Die Welt ist voller Sachsen-Anhalt

Nach dem Orkan und den Strapazen hinter Oebisfelde warten nun neue Grenzweg-Abenteuer auf mich. Mein nächstes großes Ziel nach dem Dröhmling ist Salzwedel. Von hier kommt der Baumkuchen. Ja, richtig gelesen! Nur der originale Baumkuchen kommt aus Salzwedel, das andere ist alles nur billiger Abklatsch. Der Name „Salzwedeler Baumkuchen“ ist geschützt und steht für allerhöchste Qualität (und Preis)! Wisst ihr eigentlich, wie der hergestellt wird? Er wird schichtweise an einem sich drehendem Spieß über offenem Feuer gebacken, dadurch entsteht ein Muster, das den Jahresringen einen Baumes ähnelt, daher der Name. Eine sehr aufwendige Technik, die es überall in Salzwedel in gläsernen Manufakturen zu bestaunen gibt. Ich habe einen kleinen 6-minütigen Videoclip gefunden, der die interessante Herstellungsprozedur zeigt (Und wem danach der Zahn tropft, kann das Zeug gleich auf der Seite bestellen, haha!) :

Wie der Baumkuchen hergestellt wird

Übrigens ist Jenny Marx, eine deutsche Sozialistin und die Frau von Karl Marx 1814 in Salzwedel geboren. Man kann sich vorstellen, dass zu DDR-Zeiten aufgrund der vorherrschenden politischen Verhältnisse ein großer Hype um ihr Geburtshaus gemacht wurde. Dort richtete man ein Museum ein, das sich allerdings schwerpunktmäßig auf das Wirken ihres Mannes und die Arbeiterbewegung konzentrierte. Zwei Räume des Hauses sind ihr mittlerweile noch gewidmet und 1949 hat man anlässlich ihres 135-jährigen Geburtstages eine Straße nach ihr benannt. Eleanor Marx-Aveling schrieb 1895 über sie:

“Es ist keine Übertreibung, wenn ich sage, ohne Jenny von Westphalen hätte Karl Marx niemals der sein können, der er war. Beide paßten vollkommen zusammen und ergänzten sich. […] Und ich glaube mitunter, daß ein Band fast so stark wie ihre Hingabe an die Sache der Arbeiter sie zusammenband – ihr unerschöpflicher, unverwüstlicher Humor.“

In und um Salzwedel ist das Grüne Band wieder in engagierter Betreung des BUND und hat sich damit zu einem ganz besonderen Biotopverbund entwickelt. Wiedervernässung von Auwäldern und Ackerflächen, Anlegen von Flachwasserteichen und ottergerechten Fließgewässern haben dazu geführt, dass sich hier wieder seltene Tierarten angesiedelt haben.
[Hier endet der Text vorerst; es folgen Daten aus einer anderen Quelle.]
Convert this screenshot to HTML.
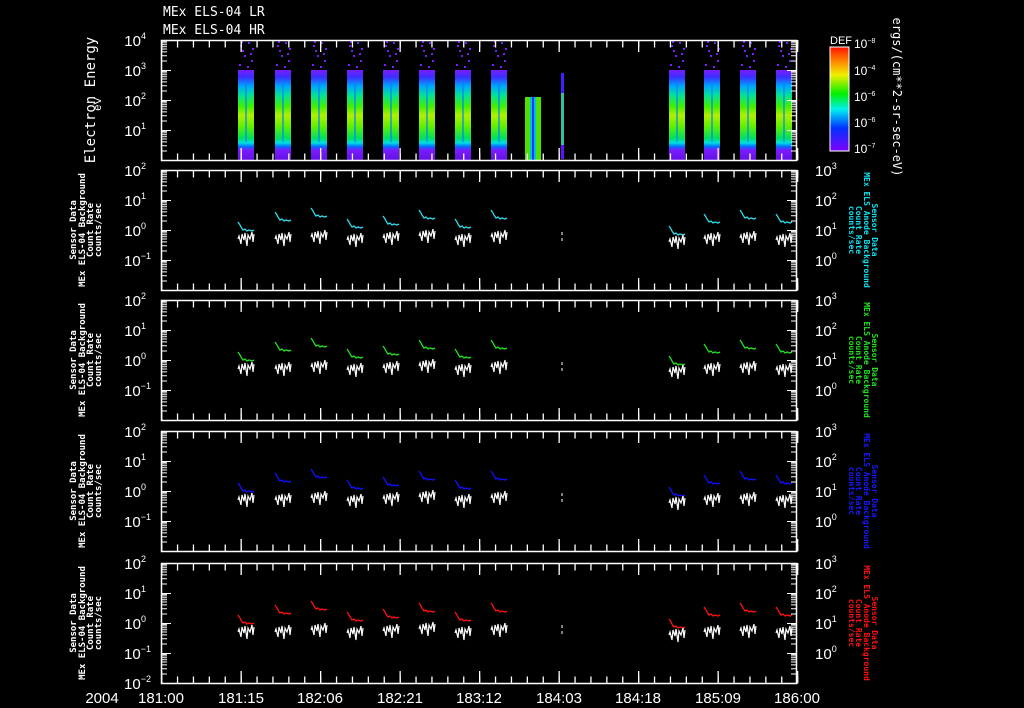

Kilometerlange Wildnis pur. Ein bißchen zu wild, der Kolonnenweg ist kniehoch zugewachsen mit Brennesseln, Disteln und Brombeerstäuchern. Nach wenigen Kilometern entscheide ich mich für Asphalt und schlage mittels Kompass eine Querverbindung ein, auf der ich ein kleines Sträßlein erreichen sollte. Eine folgenschwere Entscheidung! Nach der so annehmlich erscheinenden Trockenwiese erreiche ich einen Wassergraben, hinter dem ich mich durch einen breiten Dickichtstreifen kämpfe. Dann wieder abwechselnd Feuchtwiesen, die brusthoch mit Rasen-Schmiele, dem sogenannten Schneidegras, bewachsen sind, auf denen ich regelmäßig mit den Schuhen in kleine Wasserlöcher trete und undurchdringlicher Urwald voller Geäst, kratzender Disteln und stacheligen Beerensträuchern und Brennesseln. Zu allem Überfluss stürzt sich nun noch eine ausgehungerte Hundertschaft Bremsen auf mich. Au, wie das piekt! Nach qualvollen 2km sind meine Beine völlig malträtiert. Blutig, zerstochen und zerkratzt. Ganz zu schweigen von der darauffolgenden ruhelosen Nacht. Die Kratzer sind so großflächig, dass ich eine Schmerztablette nehmen muss, um schlafen zu können und das Gift in den Stichen verschafft mir sogar leichten Schüttelfrost. Die kommenden 7 Tage leide ich unter quälendem Juckreiz. Bremsenstiche sind echt übel! Merke: Versuche niemals das Grüne Band durch Querfeldein-Gänge abzukürzen, es kommt garantiert schlimmer, als es sowieso schon ist!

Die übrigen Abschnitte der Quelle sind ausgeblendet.